Some rootstocks can result in apple trees 6 ft tall x 6 ft wide (1.8m -1.8m). Home gardeners may not have much choice in the
size of apple trees that they can buy. Commercial orchardists want small trees and the nurseries are obliged to provide these. Typical dwarfing
rootstocks are M26, M9, M27, B9 and 03.
*Note - All apple trees on dwarf rootstock will require support. The trees are very small with thin wood. The
fruit produced is of normal size. A full crop of apples on a small tree is a heavy weight to support. Branches can break off. The root system is
shallow and trees may fall over.
The most common form of support is to pound a 2 inch diameter post (5cm) into the ground beside the tree. The trunk and
branches are tied to this support post. Various trellis systems can also be built.
Planting
Planting distances will depend on the rootstock being used. Choose nursery stock that is suited to the space available. Select
a well grown one or two year old tree from the nursery. Two year old apple trees should have at least four or five well spaced branches with a
good root system.
Dwarf apple trees should have many branches (feathers). The usual practice is to plant early in the spring but planting can be
completed in the fall when weather conditions are good and the soil is moist.
Prepare a hole slightly larger than the root spread. Trim off any injured or broken roots before planting. If the tree is in a
plastic pot, remove the pot. If the tree is in a fiber pot, you can slit the sides of the pot and plant with the pot-or remove the
pot.
Sprinkle a handful of bone meal in the bottom of the hole (phosphorus) to help the root system get established quickly. Place
the tree in the hole, mix in some peat moss or compost with the planting soil. Replace the soil in the hole, treading the soil firmly around the
roots to ensure that the tree is firmly anchored. Give the tree a good watering.
*Make sure on dwarf apple trees that the graft union remains 2 to 3 inches (5cm - 8cm) above the permanent soil level. If soil
is piled up over the graft union, scion rooting may occur and the dwarfing effect will be lost.
Pruning
Dwarf apple trees are normally grown to a central leader system. At planting time, if there are no side branches, cut the tree
back to 32"-34"(81-86 cm) above the ground. If the tree has lots of side branches (feathers) cut the leader back to 8" (20 cm) above the top
branch. Remove any branches closer to the ground than 20" (50 cm).

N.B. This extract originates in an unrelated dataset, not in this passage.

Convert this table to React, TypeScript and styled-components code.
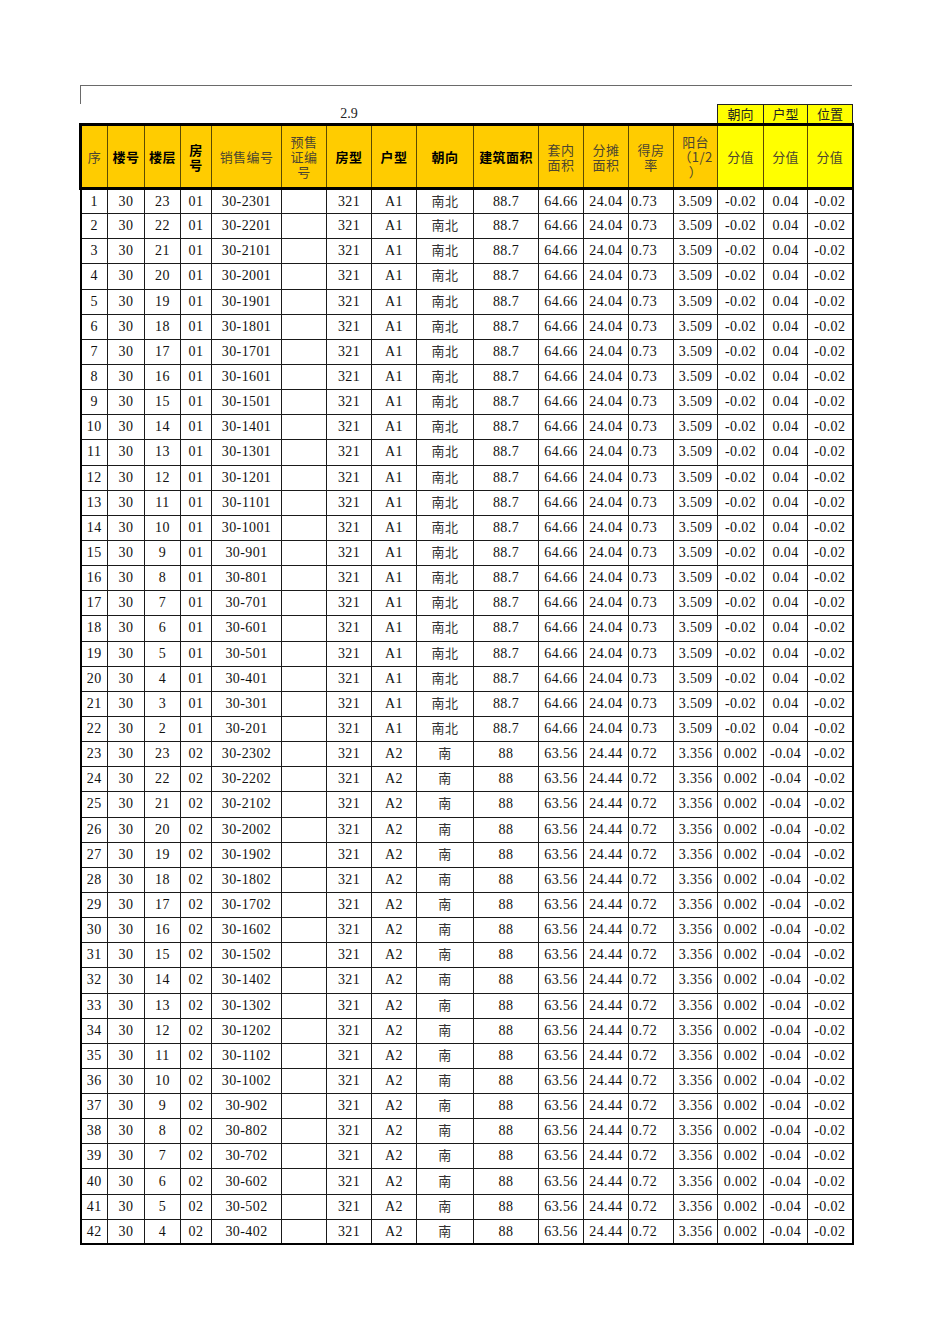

Aim to develop a framework of well spaced branches that are capable of bearing crops without breaking. In subsequent years,
switch from heading to thinning cuts. Cut out entire shoots that are crowded or crossing into the centre of the tree. Narrow angled crotches
should be avoided as these are sources of weaknesses. As the tree starts to bear fruit, prune for convenience in picking, spraying, and to allow
light to enter all parts of the tree.